#### [Problem description]
Copy each line with the word "that" in it.
BEGIN
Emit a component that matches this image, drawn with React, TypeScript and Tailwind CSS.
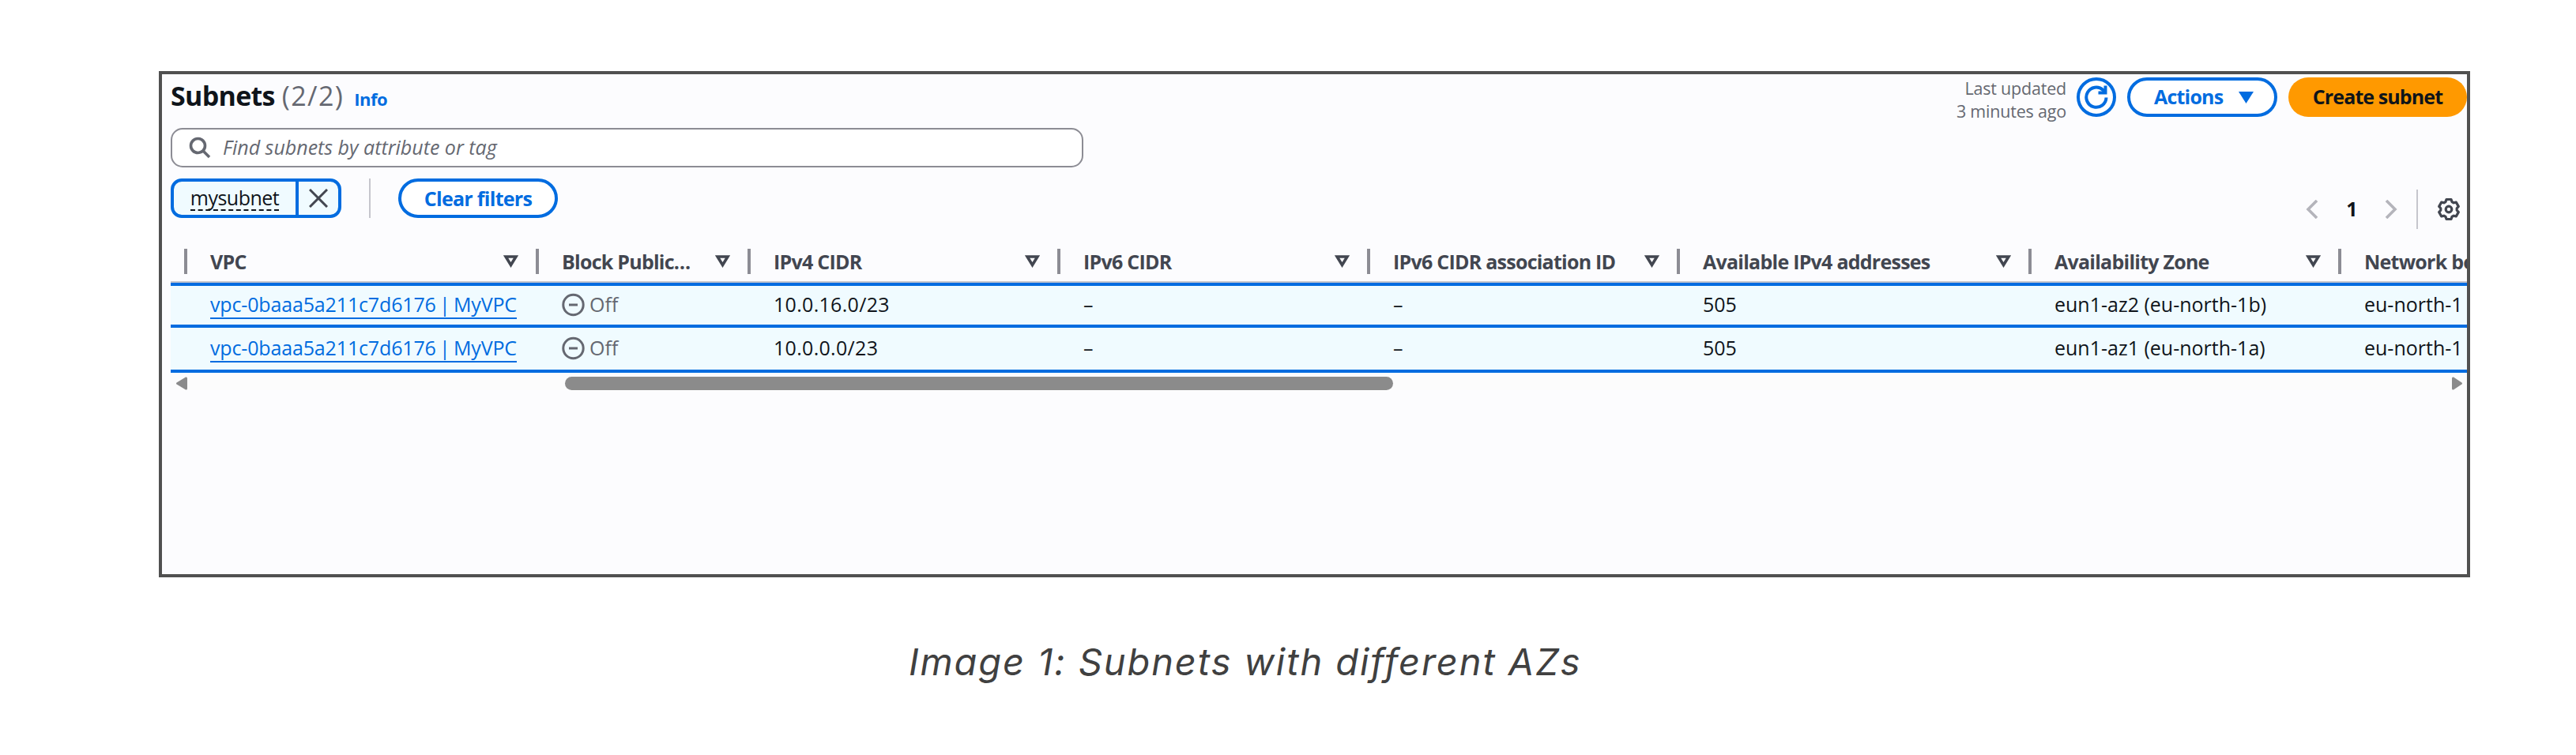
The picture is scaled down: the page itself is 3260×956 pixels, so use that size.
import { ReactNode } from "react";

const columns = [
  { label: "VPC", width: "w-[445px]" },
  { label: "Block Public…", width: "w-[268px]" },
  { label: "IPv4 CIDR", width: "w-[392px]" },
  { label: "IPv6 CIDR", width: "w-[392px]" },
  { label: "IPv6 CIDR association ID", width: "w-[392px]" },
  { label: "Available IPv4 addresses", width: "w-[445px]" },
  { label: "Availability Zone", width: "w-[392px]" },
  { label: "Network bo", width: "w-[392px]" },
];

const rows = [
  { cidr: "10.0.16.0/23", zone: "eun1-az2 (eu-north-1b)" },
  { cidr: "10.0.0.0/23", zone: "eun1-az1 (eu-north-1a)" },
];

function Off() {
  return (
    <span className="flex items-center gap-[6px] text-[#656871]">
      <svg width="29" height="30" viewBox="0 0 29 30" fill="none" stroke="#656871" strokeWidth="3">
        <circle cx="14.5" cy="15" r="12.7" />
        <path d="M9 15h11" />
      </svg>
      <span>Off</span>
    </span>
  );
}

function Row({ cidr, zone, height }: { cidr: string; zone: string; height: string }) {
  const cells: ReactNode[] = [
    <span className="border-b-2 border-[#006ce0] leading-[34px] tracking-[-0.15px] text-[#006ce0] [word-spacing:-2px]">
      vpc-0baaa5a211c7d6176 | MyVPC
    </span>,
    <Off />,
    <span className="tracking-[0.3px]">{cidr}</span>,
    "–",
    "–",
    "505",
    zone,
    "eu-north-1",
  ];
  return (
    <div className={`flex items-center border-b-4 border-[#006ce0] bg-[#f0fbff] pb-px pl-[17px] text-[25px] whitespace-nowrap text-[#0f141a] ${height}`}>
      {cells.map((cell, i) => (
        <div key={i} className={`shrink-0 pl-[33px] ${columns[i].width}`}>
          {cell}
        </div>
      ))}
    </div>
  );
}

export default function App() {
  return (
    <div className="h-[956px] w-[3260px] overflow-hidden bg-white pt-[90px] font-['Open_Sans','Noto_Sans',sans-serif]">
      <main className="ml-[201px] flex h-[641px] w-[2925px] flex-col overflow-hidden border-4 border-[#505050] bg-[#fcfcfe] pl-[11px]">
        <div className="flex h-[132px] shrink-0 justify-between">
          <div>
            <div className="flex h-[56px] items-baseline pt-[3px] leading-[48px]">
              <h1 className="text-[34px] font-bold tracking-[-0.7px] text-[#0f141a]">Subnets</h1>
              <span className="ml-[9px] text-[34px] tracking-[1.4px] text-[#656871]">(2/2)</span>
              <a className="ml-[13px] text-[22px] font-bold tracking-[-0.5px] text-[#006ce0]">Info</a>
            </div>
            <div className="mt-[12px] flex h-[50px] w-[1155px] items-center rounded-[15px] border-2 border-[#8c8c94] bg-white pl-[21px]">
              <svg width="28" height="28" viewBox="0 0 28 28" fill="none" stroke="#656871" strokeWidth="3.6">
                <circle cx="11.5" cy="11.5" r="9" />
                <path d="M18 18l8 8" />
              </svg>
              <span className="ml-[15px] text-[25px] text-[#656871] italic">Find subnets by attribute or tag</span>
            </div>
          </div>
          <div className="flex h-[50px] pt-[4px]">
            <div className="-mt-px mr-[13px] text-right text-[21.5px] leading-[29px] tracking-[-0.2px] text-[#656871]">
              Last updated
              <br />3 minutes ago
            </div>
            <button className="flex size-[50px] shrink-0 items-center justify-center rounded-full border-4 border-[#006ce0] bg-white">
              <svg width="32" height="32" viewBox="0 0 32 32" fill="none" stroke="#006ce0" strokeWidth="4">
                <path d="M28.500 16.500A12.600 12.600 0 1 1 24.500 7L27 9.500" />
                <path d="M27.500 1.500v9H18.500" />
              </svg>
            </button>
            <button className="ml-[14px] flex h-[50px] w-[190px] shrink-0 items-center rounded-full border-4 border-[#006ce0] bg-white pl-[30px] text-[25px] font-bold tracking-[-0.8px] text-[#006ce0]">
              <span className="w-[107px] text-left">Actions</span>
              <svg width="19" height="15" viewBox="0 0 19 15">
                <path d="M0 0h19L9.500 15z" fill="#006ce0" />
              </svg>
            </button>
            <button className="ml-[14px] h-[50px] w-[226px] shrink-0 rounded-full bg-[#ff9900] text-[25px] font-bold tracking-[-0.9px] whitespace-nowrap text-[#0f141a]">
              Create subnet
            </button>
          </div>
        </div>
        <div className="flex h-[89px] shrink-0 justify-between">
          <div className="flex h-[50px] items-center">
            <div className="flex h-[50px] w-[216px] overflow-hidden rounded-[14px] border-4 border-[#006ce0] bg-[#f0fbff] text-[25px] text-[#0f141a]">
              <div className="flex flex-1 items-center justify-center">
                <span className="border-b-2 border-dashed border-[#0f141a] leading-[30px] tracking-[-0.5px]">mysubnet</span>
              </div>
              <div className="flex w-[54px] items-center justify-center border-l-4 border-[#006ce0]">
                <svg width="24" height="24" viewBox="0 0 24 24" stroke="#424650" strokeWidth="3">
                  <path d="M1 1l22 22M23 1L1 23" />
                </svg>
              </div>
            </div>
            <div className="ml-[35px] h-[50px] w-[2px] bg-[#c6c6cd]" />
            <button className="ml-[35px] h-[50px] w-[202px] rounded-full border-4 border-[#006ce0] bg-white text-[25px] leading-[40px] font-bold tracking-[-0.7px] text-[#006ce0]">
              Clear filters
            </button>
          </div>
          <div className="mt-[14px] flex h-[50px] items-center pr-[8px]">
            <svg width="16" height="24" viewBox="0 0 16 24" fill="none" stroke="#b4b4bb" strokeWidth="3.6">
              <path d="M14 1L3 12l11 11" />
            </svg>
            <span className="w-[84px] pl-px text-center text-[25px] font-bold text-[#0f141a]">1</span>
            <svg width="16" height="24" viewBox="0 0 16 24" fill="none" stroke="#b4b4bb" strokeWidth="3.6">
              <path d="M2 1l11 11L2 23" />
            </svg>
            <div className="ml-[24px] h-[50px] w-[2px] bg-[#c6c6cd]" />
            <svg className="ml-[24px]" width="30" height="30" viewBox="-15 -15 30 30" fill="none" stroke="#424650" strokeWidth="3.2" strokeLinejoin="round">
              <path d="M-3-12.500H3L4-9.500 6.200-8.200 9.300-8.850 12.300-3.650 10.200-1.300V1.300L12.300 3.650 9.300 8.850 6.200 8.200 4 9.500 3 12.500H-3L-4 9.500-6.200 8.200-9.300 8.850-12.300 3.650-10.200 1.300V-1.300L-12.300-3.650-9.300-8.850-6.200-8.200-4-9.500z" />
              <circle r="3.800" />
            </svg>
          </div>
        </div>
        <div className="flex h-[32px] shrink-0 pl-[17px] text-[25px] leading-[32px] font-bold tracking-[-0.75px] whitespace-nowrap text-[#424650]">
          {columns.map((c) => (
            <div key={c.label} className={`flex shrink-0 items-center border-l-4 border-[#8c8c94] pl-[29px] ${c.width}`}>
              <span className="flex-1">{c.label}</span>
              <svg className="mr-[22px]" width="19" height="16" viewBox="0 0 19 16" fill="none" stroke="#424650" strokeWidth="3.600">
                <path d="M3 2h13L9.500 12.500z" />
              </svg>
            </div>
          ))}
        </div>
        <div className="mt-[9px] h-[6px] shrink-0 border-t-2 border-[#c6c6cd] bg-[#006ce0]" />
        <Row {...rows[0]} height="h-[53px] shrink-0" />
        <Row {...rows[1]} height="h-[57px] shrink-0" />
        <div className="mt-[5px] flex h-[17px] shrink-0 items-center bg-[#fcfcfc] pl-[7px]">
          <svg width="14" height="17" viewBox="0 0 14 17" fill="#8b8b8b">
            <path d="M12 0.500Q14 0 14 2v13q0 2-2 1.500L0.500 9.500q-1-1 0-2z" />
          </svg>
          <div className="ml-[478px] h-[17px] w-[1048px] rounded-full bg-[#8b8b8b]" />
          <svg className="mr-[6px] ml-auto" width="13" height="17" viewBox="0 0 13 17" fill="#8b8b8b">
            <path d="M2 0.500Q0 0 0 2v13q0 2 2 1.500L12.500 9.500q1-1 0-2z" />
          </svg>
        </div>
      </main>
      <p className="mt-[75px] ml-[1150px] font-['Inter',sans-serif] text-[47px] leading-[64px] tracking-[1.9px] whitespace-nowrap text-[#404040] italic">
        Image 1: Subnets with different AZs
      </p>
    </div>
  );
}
END
#### [Exercise response]
Emit a component that matches this image, drawn with React, TypeScript and Tailwind CSS.
The picture is scaled down: the page itself is 3260×956 pixels, so use that size.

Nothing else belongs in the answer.